To many people, Memphis in Tennessee, together with being a wonderful city, it gets naturally associated, the majority of time, with music history and in particular, Blues. Which is quite right, but not entirely.
If it is true that you need to live in Memphis all your life to get to know, understand and appreciate the core of Memphis, of what really goes on in Beale Street, well, in that respect, very few can say that they really know and understand all about the relationship between music and Memphis more than the multi-instrumentalist and singer/songwriter Eric Hughes.
Through his brand new album released as Eric Hughes Band and called, emblematically, Postcard From Beale Street, the American artist and his band of brothers explore with great respect and profound knowledge the musical history and tradition of the city of Memphis, thanks to an irresistible combination of catchy tunes, inspired songwriting, elegant arrangements and overall superb musicianship.
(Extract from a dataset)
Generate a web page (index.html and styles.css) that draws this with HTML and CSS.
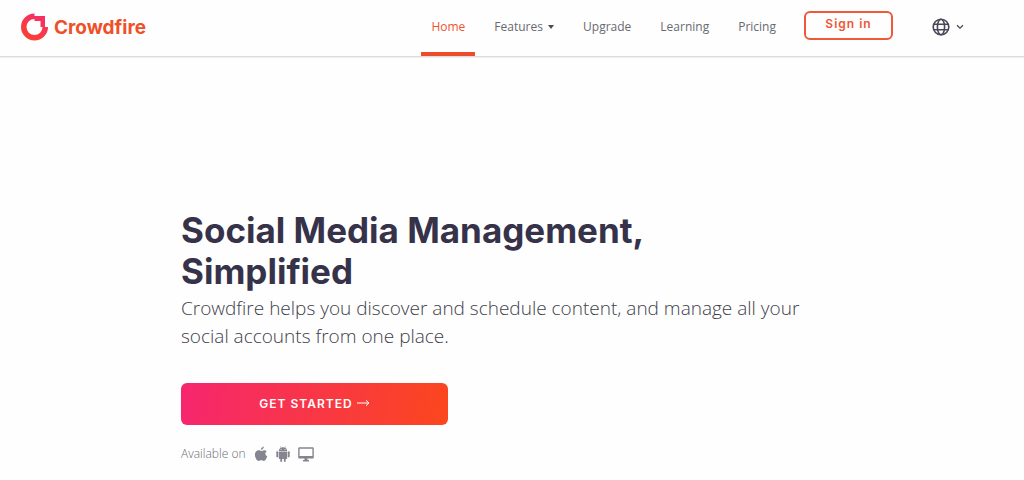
FILE: index.html
```html
<!DOCTYPE html>
<html lang="en">
<head>
<meta charset="utf-8">
<meta name="viewport" content="width=device-width, initial-scale=1">
<title>Crowdfire</title>
<link rel="stylesheet" href="styles.css">
</head>
<body>
<header class="header">
  <a class="brand" href="#">
    <svg class="brand-mark" viewBox="0 0 28 28" aria-hidden="true">
      <defs><linearGradient id="flame" x1="1" y1="0" x2="0.4" y2="1"><stop offset="0" stop-color="#f42a72"/><stop offset="1" stop-color="#fa4032"/></linearGradient></defs>
      <path fill="url(#flame)" d="M14 .5V3H24.500V14H27.500A13.500 13.500 0 1 1 14 .5ZM14 6A8 8 0 1 0 22 14H20V8H14Z"/>
    </svg>
    <span>Crowdfire</span>
  </a>
  <nav class="nav" aria-label="Main">
    <a class="nav-link active" href="#">Home</a>
    <a class="nav-link" href="#">Features <span class="caret"></span></a>
    <a class="nav-link" href="#">Upgrade</a>
    <a class="nav-link" href="#">Learning</a>
    <a class="nav-link" href="#">Pricing</a>
  </nav>
  <button class="sign-in" type="button">Sign in</button>
  <button class="language" type="button" aria-label="Language">
    <svg class="globe" viewBox="0 0 18 18" fill="none" stroke="currentColor" stroke-width="1.6" aria-hidden="true"><circle cx="9" cy="9" r="7.800"/><ellipse cx="9" cy="9" rx="3.600" ry="7.800"/><path d="M1.800 6.300H16.200M1.800 11.700H16.200"/></svg>
    <svg class="chevron" viewBox="0 0 8 6" fill="none" stroke="currentColor" stroke-width="1.300" aria-hidden="true"><path d="M1 1.200L4 4.200L7 1.200"/></svg>
  </button>
</header>
<main class="hero">
  <h1 class="title">Social Media Management, Simplified</h1>
  <p class="lead">Crowdfire helps you discover and schedule content, and manage all your social accounts from one place.</p>
  <button class="cta" type="button">GET STARTED <svg class="arrow" viewBox="0 0 13 8" fill="none" stroke="currentColor" aria-hidden="true"><path d="M0 4H12M9 1.300L12 4L9 6.700"/></svg></button>
  <div class="platforms">
    <span>Available on</span>
    <svg class="apple" viewBox="0 0 14 16" fill="currentColor" role="img" aria-label="Apple"><path d="M9.800.5C9.900 2.300 8.500 3.800 6.900 3.900 6.700 2.300 8.200.7 9.800.5ZM12.600 5.500C11 6.500 10.700 8.900 13.200 10.300 12.500 12.600 11.200 14.800 9.900 14.900 8.900 15 8.500 14.300 7.300 14.300 6.100 14.300 5.600 15 4.700 15 2.700 14.900.9 11.500.9 8.800.9 6 2.700 4.300 4.600 4.300 5.700 4.300 6.500 5 7.300 5 8 5 9 4.200 10.300 4.200 11.300 4.200 12.100 4.700 12.600 5.500Z"/></svg>
    <svg class="android" viewBox="0 0 14 16" fill="currentColor" role="img" aria-label="Android"><path fill-rule="evenodd" d="M2.800 4.900C2.900 3.400 3.700 2.300 4.900 1.700L4.200.4 4.600.2 5.300 1.500A5 5 0 0 1 8.700 1.500L9.400.2 9.800.4 9.100 1.700C10.300 2.300 11.100 3.400 11.200 4.900ZM4.600 3V3.800H5.400V3ZM8.600 3V3.800H9.400V3Z"/><path d="M2.800 5.400H11.200V12.200Q11.200 13 10.400 13H9.700V15.200Q9.700 16 8.800 16 7.900 16 7.900 15.200V13H6.100V15.200Q6.100 16 5.200 16 4.300 16 4.300 15.200V13H3.600Q2.800 13 2.800 12.200Z"/><rect x="0.300" y="5.300" width="1.900" height="6" rx=".9"/><rect x="11.800" y="5.300" width="1.900" height="6" rx=".9"/></svg>
    <svg class="desktop" viewBox="0 0 16 15" fill="currentColor" role="img" aria-label="Desktop"><path fill-rule="evenodd" d="M1.300.3H14.700Q15.800.3 15.800 1.400V10.500Q15.800 11.600 14.700 11.600H9.500V13H11V14.400H5V13H6.500V11.600H1.300Q.2 11.600.2 10.500V1.400Q.2.3 1.300.3ZM1.600 1.700V9.100H14.400V1.700Z"/></svg>
  </div>
</main>
</body>
</html>
```
FILE: styles.css
```css
* {
  box-sizing: border-box;
}

body {
  margin: 0;
  background: #fefefe;
  color: #36324a;
  font-family: "Open Sans", "Noto Sans", sans-serif;
}

button {
  font-family: inherit;
  cursor: pointer;
}

.header {
  display: flex;
  align-items: stretch;
  height: 57px;
  padding: 0 60px 0 20px;
  border-bottom: 1px solid #dcdcdc;
  box-shadow: 0 1px 1px #f0f0f0;
}

.brand {
  display: flex;
  align-items: center;
  gap: 5px;
  margin-right: auto;
  padding-bottom: 2px;
  color: #ee5129;
  font: 700 19px Inter, sans-serif;
  text-decoration: none;
}

.brand-mark {
  width: 29px;
  height: 28px;
}

.nav {
  display: flex;
  gap: 9px;
}

.nav-link {
  padding: 17px 10px 0;
  border-bottom: 4px solid transparent;
  color: #696971;
  font-size: 12px;
  line-height: 20px;
  text-decoration: none;
}

.nav-link.active {
  border-color: #ee4b2b;
  color: #f0532f;
}

.caret {
  display: inline-block;
  margin-left: 2px;
  border: 3px solid transparent;
  border-top: 4px solid #4b4b55;
  border-bottom: 0;
  vertical-align: 2px;
}

.sign-in {
  align-self: flex-start;
  width: 89px;
  height: 29px;
  margin: 11px 39px 0 18px;
  padding: 0 0 4px;
  border: 2px solid #ee5a38;
  border-radius: 6px;
  background: transparent;
  color: #ee5532;
  font: 600 12px Inter, sans-serif;
  letter-spacing: 1px;
}

.language {
  display: flex;
  align-items: center;
  gap: 6px;
  padding: 0 0 2px;
  border: 0;
  background: transparent;
  color: #4a4757;
}

.globe {
  width: 18px;
  height: 18px;
}

.chevron {
  width: 8px;
  height: 6px;
}

.hero {
  box-sizing: content-box;
  max-width: 640px;
  padding: 153px 20px 0 181px;
}

.title {
  max-width: 500px;
  margin: 0;
  font: 700 35px/41px Inter, sans-serif;
}

.lead {
  margin: 2px 0 33px;
  color: #40404a;
  font-size: 19px;
  font-weight: 300;
  line-height: 28px;
}

.cta {
  display: flex;
  align-items: center;
  justify-content: center;
  gap: 4px;
  width: 267px;
  height: 42px;
  padding: 0 0 2px;
  border: 0;
  border-radius: 6px;
  background: linear-gradient(100deg, #f6266f, #fb471d);
  color: #fff;
  font: 600 12px Inter, sans-serif;
  letter-spacing: 1px;
}

.arrow {
  width: 13px;
  height: 8px;
}

.platforms {
  display: flex;
  align-items: center;
  gap: 8px;
  margin-top: 20px;
  color: #85858f;
  font-size: 12px;
  font-weight: 300;
  line-height: 18px;
}

.platforms span {
  color: #6c6c76;
}

.apple,
.android {
  width: 14px;
  height: 16px;
}

.desktop {
  width: 16px;
  height: 15px;
}
```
Among the many secrets of an excellent record such as Postcard From Beale Street, one that stands out the most, it is certainly the way that the Eric Hughes Band was able to express the rich musical culture of a city like Memphis by writing a series of sublime songs containing elements of 1930's Jazz, R&B, Progressive and Southern Rock, Soul, Boogie and Hillibilly with the Blues, constantly, at the core of each individual song and their subsequent sonic development.
Whereas especially on tunes like Fair Weather Friends, Ain't Whipped Yet, He's Just An Alley Cat and the closing It's 4:20 Somewhere display a fabulous interplay of a band most certainly at the top of their game, it is important also to underline the amount of extraordinary craftmanship expressed by the band's front-man, Eric Hughes, on the band's new album.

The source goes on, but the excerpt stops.